Autism, wow, it is hard but it is probably the most beautiful thing I have ever known. Most people cannot understand how difficult the structure is day in and day out. Everyday is the same thing, everything is the same time. You would think that would make life easy, but any time something is off schedule, it can be a mess.
I couldn’t imagine life without the little nuances that Autism brings into our home. The sounds, the compulsive laughing, the almost unrecognizable strings of words that combine to form a language only our family knows. It is all just part of life now. I especially appreciate the fact that my boy has to be tucked in at 8pm every night by me. He throws his arms around me, buries his head in my chest and tells me “what percent good I was today”, how much he “can’t wait to see me tomorrow” or tells me I am “eagle soap”. He has a thing for Angry Birds, it is classic.
I watch and listen how people react to Autism and sometimes I wish I could let them spend just one day in our family. They would see the truth about what Autism really is and how it affects every second of every day. They would also see the beauty of these kids and how being different gives them this glow you can’t explain. They are literal. They tell you your faults but accept you unconditionally. It really is a surreal experience.
Many people take for granted something as small as taking kids out to a restaurant or the grocery store. You are always on guard. You are very much like Matt Damon in The Bourne Identity. You notice every possible thing in the general area that could be a problem or a safety hazard. Sometimes, it is all you think about. It is hard to enjoy the time with family or friends because that guard is always up.

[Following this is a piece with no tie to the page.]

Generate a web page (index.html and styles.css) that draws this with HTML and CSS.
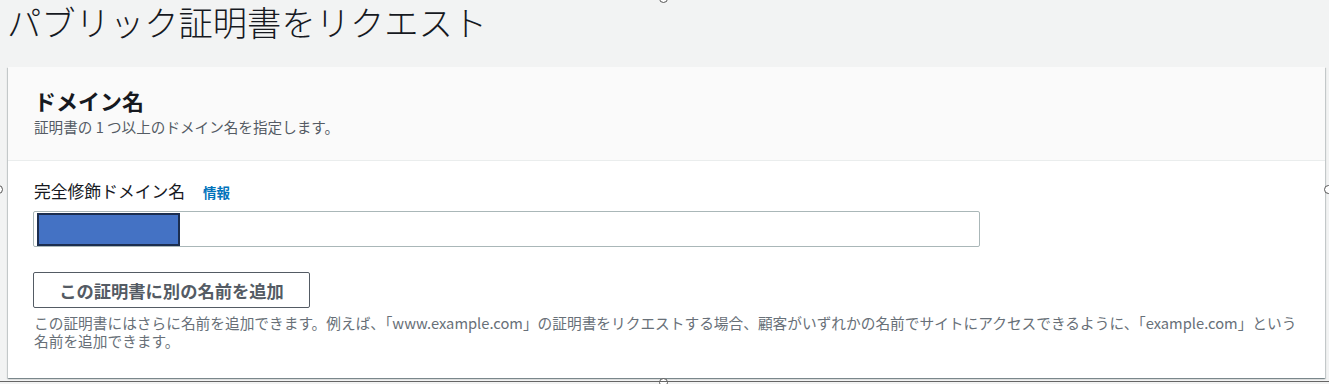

Wonderful people, like my wife, never get the credit they deserve. The sacrifices she makes daily are more than what most people have to do in a lifetime. She doesn’t get a break, we can’t take vacations (without a LOT of effort) and even when we do, it is never about her. She is the most amazing person and most people never really understand why. Autism has become her job. She didn’t ask for it but she kicks it’s ass.
We have our ups and downs. With Autism, it moves in cycles. You will have months of normalcy, or normal for us :), and then like a hurricane, periods of time where you literally fall asleep every night at 8:30. We have been blessed that we don’t have to deal with some of the issues that other parents of autistic kids do. I’ve spoken to some and it is literally heart-breaking. It is the truth, there is always someone who has it worse than you. I live my life everyday, always keeping that perspective.
It is all about love. Our whole family embraces Autism. We keep going, doing what we can to make each day just a little bit better than the last.